Mais enfin, on pourrait toujours
aborder ce film simplement et ne pas bouder son plaisir. Deux éléments viennent
pourtant brider le plaisir.
Le premier élément est
que le film est un western. Là où dans Kill
Bill : volume 1 Tarantino transposait son style dans le monde contemporain et
se libérait ainsi partiellement du style originel de Leone en variant les
situations, le voilà qui choisit de revenir au western où cette originalité de
transposition disparaît. Dans Les Huit salopards on se croirait vraiment dans l’auberge d’Il était une fois dans l’Ouest, quand
Cheyenne y fait irruption les menottes au poignet. Ça sent beaucoup trop le
réchauffé.
Le deuxième élément est
qu’il faut partager les goûts de Tarantino pour jubiler devant ses films. Or
ses goûts sont notamment la culture pop, les séries télé, les références aux séries B
violentes et aux mangas. Et, bien entendu, les éclaboussements de sang, les
gerbes de sang, les vomissements de sang et toutes ces références au gore (une
oreille coupée dans Reservoir Dogs,
des clous plantés dans la tête ou le pied ou un crâne en partie tranché dans Kill Bill : volume 1, des scarifications dans
Inglourious Basterds, bien des chairs
déchiquetées dans Django Unchained, des gerbes
de sang vomies ou des têtes explosées dans Les
Huit salopards…), gore qui, je n’en doute pas, l’amuse beaucoup. Chacun ses goûts, bien entendu, mais tout cela ne procure pas le même plaisir si on ne goûte qu’à demi ces gerbes de sang, quand bien même on en comprend l’ironie ou
l’exagération. On peut aimer voir une tête exploser et le sang gicler, on peut aussi préférer un meurtre filmé par Hawks dans Scarface : Gaffney lance sa boule de bowling, la caméra la suit jusqu'aux quilles qui sont fauchées, une dernière quille tourne sur elle-même une seconde avant de tomber, le tout sur fond sonore de rafales de mitraillettes. Inutile d'en montrer davantage, on sait que Tony Camonte vient d'éliminer un rival.
Le principal danger qui
guette les films de Tarantino est d'ailleurs lié à ses goûts justement : c'est que très
vite ses films apparaissent datés.
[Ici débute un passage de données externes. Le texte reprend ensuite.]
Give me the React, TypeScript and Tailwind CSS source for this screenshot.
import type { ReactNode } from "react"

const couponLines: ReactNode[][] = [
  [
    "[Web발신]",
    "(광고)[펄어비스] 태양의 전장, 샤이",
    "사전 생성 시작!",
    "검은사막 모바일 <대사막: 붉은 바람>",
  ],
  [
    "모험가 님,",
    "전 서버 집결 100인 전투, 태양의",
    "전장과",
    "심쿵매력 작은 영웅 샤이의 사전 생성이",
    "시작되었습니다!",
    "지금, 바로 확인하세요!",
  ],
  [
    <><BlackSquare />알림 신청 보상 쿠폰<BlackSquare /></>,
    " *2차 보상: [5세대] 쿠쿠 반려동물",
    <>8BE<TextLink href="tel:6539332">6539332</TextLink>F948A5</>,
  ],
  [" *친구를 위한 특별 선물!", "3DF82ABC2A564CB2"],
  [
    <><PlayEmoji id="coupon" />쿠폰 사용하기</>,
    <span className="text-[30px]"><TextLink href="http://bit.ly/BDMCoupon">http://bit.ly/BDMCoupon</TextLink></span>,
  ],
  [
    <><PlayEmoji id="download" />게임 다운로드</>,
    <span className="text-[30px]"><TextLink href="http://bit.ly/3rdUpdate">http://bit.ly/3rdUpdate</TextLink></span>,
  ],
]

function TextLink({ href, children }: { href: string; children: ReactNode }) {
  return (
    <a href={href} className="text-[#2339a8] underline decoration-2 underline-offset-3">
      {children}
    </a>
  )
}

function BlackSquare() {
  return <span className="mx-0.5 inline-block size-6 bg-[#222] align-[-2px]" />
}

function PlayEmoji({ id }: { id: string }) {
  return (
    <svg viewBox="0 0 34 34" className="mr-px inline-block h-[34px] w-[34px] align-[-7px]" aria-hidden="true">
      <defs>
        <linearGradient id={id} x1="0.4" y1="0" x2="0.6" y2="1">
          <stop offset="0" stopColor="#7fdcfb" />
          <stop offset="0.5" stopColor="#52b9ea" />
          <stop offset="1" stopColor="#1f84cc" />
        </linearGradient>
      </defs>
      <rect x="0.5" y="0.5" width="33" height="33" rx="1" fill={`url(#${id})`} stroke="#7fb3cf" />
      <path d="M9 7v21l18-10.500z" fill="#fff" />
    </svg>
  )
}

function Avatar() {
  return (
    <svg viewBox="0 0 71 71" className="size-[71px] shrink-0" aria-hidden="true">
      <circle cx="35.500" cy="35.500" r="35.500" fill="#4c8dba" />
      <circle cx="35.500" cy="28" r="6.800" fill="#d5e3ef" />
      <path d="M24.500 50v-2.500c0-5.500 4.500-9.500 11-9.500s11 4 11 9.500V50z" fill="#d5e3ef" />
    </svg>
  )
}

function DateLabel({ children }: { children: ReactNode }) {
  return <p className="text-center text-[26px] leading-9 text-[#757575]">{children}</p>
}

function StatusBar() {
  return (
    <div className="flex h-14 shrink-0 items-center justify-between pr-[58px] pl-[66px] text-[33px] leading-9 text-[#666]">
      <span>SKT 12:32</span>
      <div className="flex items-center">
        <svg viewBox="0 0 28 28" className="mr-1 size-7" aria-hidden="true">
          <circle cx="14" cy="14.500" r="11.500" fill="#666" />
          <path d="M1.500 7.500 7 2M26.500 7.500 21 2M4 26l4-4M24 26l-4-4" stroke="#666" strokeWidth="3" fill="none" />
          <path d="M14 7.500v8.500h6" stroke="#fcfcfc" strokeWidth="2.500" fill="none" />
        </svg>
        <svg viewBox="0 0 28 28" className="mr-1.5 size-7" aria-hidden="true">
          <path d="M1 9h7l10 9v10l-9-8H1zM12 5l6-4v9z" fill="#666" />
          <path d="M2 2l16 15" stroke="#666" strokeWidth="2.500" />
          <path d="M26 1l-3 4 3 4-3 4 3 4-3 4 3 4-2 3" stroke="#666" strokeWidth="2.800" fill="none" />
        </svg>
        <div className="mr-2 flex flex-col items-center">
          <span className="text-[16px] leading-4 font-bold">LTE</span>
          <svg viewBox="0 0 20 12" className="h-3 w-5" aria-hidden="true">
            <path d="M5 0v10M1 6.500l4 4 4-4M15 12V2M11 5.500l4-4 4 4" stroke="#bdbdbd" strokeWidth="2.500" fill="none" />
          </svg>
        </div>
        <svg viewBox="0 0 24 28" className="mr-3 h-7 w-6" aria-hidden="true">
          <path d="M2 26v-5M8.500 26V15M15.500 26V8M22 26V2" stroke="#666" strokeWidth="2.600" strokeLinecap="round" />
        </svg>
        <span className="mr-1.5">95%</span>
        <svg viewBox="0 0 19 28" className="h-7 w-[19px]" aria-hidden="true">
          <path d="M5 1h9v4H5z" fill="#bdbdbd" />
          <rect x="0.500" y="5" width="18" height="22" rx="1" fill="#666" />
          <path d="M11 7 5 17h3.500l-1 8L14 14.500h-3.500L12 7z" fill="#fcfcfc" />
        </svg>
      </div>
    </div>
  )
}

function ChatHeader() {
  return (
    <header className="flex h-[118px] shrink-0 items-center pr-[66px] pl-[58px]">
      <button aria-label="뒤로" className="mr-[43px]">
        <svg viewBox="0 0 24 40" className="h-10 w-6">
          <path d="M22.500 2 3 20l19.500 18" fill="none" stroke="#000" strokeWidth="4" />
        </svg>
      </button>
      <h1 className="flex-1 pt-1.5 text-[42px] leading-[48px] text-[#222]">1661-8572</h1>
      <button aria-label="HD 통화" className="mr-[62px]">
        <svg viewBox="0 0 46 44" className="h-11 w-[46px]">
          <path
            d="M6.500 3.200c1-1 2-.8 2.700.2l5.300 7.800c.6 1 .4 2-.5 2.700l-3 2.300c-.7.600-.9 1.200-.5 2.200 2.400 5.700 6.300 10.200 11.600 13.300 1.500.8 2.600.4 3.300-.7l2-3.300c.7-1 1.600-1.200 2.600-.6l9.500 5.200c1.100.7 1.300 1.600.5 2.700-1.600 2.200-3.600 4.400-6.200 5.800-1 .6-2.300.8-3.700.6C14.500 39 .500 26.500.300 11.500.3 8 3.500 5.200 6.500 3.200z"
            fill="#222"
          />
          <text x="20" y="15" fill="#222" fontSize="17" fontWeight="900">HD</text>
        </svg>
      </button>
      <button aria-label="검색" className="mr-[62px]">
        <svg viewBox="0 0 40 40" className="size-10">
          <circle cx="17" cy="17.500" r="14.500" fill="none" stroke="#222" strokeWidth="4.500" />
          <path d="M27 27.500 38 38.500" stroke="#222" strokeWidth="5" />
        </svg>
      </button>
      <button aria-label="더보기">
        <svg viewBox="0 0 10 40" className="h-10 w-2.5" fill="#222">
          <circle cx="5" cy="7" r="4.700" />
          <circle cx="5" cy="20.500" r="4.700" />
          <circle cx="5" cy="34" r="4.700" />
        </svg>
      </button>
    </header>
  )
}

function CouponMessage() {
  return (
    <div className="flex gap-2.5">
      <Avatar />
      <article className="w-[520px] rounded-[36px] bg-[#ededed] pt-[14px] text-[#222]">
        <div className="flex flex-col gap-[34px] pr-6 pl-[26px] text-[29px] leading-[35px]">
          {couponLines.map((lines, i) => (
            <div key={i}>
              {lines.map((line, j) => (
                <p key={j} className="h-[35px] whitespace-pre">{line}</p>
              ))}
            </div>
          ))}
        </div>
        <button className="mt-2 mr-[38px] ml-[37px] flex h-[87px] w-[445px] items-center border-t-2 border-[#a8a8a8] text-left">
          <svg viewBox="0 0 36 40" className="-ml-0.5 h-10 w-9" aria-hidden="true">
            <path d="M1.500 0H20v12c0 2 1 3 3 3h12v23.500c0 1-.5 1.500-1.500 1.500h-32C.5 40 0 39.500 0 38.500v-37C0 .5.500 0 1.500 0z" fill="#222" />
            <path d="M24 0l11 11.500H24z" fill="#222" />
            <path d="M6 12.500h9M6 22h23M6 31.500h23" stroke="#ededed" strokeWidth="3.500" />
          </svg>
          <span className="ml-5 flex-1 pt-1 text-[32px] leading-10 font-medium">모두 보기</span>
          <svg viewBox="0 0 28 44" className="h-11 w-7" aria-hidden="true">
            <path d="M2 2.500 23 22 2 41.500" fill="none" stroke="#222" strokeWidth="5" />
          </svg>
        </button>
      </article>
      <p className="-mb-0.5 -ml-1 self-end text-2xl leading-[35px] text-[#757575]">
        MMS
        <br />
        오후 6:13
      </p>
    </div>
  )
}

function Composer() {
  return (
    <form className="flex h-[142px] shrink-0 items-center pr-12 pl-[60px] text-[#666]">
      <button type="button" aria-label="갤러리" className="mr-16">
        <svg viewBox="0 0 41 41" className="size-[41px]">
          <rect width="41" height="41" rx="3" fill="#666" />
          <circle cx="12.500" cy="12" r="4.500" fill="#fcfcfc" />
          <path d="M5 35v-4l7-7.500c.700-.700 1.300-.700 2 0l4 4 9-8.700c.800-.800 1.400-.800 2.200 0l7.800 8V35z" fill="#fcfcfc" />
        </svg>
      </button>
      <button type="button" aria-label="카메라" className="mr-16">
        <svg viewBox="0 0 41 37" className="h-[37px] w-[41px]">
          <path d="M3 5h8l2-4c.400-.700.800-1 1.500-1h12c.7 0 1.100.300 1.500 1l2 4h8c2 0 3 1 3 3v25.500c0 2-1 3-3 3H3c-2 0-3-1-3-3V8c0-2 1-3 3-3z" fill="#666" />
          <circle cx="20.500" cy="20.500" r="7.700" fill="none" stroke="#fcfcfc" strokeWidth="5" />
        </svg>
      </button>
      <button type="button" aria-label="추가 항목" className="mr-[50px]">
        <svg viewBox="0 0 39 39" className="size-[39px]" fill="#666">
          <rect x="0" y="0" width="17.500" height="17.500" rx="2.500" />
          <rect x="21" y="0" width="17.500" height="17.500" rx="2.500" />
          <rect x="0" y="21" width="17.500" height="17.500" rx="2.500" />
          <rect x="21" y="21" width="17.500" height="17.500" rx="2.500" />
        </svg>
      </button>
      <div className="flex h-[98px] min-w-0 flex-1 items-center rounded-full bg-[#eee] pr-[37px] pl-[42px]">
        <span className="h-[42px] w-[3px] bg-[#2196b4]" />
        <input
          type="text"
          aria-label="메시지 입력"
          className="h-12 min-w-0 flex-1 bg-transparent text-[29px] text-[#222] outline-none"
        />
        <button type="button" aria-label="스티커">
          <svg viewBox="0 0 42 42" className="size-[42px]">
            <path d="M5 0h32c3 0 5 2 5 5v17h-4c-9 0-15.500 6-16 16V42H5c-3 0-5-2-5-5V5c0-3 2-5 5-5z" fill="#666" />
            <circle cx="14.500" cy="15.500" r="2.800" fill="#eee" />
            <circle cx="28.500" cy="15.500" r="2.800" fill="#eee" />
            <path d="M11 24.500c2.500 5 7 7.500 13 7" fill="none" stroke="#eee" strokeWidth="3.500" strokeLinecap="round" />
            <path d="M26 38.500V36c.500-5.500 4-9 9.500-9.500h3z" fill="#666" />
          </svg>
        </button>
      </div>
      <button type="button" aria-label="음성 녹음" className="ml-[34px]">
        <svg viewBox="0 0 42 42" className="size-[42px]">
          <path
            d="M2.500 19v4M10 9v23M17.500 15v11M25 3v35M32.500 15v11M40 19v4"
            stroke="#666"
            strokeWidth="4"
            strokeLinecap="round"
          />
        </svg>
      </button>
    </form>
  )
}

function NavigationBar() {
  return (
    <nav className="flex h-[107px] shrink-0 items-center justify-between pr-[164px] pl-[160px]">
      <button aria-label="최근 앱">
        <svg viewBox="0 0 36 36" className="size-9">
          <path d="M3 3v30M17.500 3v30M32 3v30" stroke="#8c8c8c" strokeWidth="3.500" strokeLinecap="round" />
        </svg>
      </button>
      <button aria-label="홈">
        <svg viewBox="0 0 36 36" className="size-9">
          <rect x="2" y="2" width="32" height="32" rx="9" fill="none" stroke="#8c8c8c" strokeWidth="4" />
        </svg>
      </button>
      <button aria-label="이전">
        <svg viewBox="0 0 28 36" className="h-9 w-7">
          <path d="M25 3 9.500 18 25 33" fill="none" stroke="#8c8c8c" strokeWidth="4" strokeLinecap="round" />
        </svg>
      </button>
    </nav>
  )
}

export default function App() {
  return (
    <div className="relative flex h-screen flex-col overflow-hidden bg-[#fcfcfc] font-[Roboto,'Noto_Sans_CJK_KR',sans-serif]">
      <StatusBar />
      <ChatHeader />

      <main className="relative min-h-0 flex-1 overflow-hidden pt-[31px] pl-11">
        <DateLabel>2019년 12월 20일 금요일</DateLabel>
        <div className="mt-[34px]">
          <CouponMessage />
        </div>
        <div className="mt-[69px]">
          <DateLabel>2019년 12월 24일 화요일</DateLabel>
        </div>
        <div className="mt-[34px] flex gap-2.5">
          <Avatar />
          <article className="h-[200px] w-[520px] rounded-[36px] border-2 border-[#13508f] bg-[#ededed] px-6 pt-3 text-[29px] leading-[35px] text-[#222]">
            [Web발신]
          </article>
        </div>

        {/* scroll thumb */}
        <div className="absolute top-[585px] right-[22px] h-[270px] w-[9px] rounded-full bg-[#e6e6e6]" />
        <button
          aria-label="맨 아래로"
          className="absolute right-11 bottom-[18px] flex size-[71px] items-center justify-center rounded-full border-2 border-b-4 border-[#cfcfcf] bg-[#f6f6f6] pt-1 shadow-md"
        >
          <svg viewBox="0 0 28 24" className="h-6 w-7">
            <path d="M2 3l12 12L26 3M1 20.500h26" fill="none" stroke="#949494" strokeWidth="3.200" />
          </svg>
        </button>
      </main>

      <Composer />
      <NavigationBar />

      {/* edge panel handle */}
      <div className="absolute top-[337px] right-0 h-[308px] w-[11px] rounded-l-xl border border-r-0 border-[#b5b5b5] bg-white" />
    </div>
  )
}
C’est déjà le cas pour Pulp Fiction : le film vieillit mal. Il est en effet tellement
incarné dans un moment, tellement dans l’air du temps de l'époque de sa création
que cela s’en ressent 20 ans plus tard.
Un mot aussi à propos des fameux dialogues chers à Tarantino. Je crois qu'il faut revoir comment certains chefs-d'oeuvre, par exemple chez Mankiewicz (dans Le
Limier ou Un américain bien tranquille), jouent des dialogues pour servir une narration ou déclencher des situations. Chez Tarantino ils sont de pure forme (c'est en cela qu'ils font partie de son style). Faire dialoguer pour passer le temps (ce qui est très réussi dans Pulp Fiction par exemple), pour être l'occasion de gimmicks ou de références à la culture pop, ce peut être intéressant, mais on peut aussi trouver cela un peu court. Certes il y a des séquences très dialoguées brillantes (dans Inglourious Basterds par exemple), mais sur l'ensemble des lignes de dialogues, les séquences bavardes restent le plus souvent bien loin de morceaux de bravoure.